Ксения Атарова ставит Айги в свой контекст, Григорий Натапов — в свой, я — в свой, естественно.
Читателю предлагается сделать то же самое.
Михаил ГОРЕЛИК
Ночные досуги С. Гедройца
С. Гедройц. Сорок семь ночей. СПб., «Журнал „Звезда”», 2008, 590 стр.
Ночные — потому что вдохновенные. Знаете, как это бывает, когда город спит и не давит заведенным трудовым механизмом на мысли и чувства. Ночью они вырываются на свободу, тайную свободу, — свобода всегда тайная — и устремляются не к массе читающей публики, а к каждому в отдельности, к каждому единственному, как стихи. Эти краткие отзывы-рецензии на книги, выходившие в России с 2000 по 2006 год, в самом деле похожи на стихи. Посмотрите, как они начинаются, взгляните на первые строчки: «Чего не бывает в жизни? все бывает»; «Нам, зоилам, как говорится, один дискурс…»; «Как у некоторых других планет Солнечной системы…»; «Да, есть в Петербурге такой журнал»; «Не извольте беспокоиться: про живопись я — ни слова»; «Не знаю, чье ремесло в наши дни нужней…»; «Насчет русской жизни — скажу попозже, если получится»; «Бросить, что ли, все, уехать, в самом деле, в Ирландию?»… Я нарочно обрывала некоторые предложения, чтобы было виднее: так, взяв быка за рога, без предисловий бросаются поэты в откровенные признания.

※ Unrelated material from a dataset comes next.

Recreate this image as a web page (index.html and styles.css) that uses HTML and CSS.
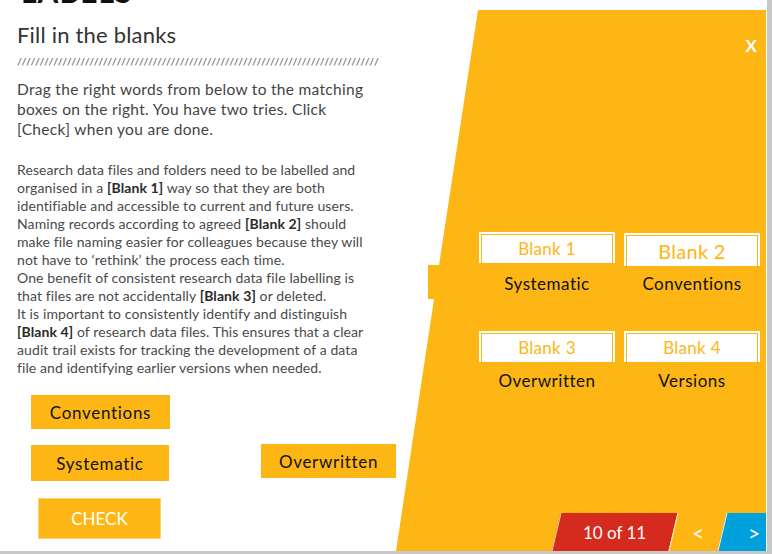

А размер и рифму Гедройцу заменяет мысль. В результате читатель имеет не столько обзор текущей литературы (которая течет себе необозримая, как жизнь), сколько знакомство с собеседником, чей характер, вкусы, мнения и знания заменяют (мне, например) волнующий роман или остросюжетный детектив. Трудно оторваться. Глотаешь с жадностью страницу за страницей эту умную и веселую прозу.
Хотите знать, какой должна быть настоящая проза? Пожалуйста. Не «мертвой» (как у Ц.), не «холодной и неуклюжей» (как у П.), не «беллетристикой с воображением, парализованным здравым смыслом» (как у Б.), «проза должна работать, а не петь», должна быть «высокая температура слога», при этом — добавлю от себя — должна быть лирическая влага, как у Гедройца…
Говоря о Гедройце, можно ли не воспользоваться его цитатой? Риторический вопрос. «А меня заинтересовал — причем сильно и сочувственно заинтресовал — сочинитель. Его собственная жизнь, про которую он — почти ни слова и которая в этой книге — вся. Жизнь как история личного синтаксиса. Как трагическая страсть к идеально неправильному порядку слов. Как роман с фразой». Но только не трагическая, а счастливая, потому что взаимная. И не только с фразой. Поражает вот эта взаимность. Иногда — скажу по секрету — приходит в голову, что фигуранты его опусов и писали-то исключительно для него. Не только Улицкая с Токаревой. Даже вдова Томаса Манна. Сам Михаил Кузмин, кажется, вел дневник в предвидении этого светловолосого, говорят, молодого человека, выходца из древнего литовского рода. Для его ночных досугов, его незлобного веселья.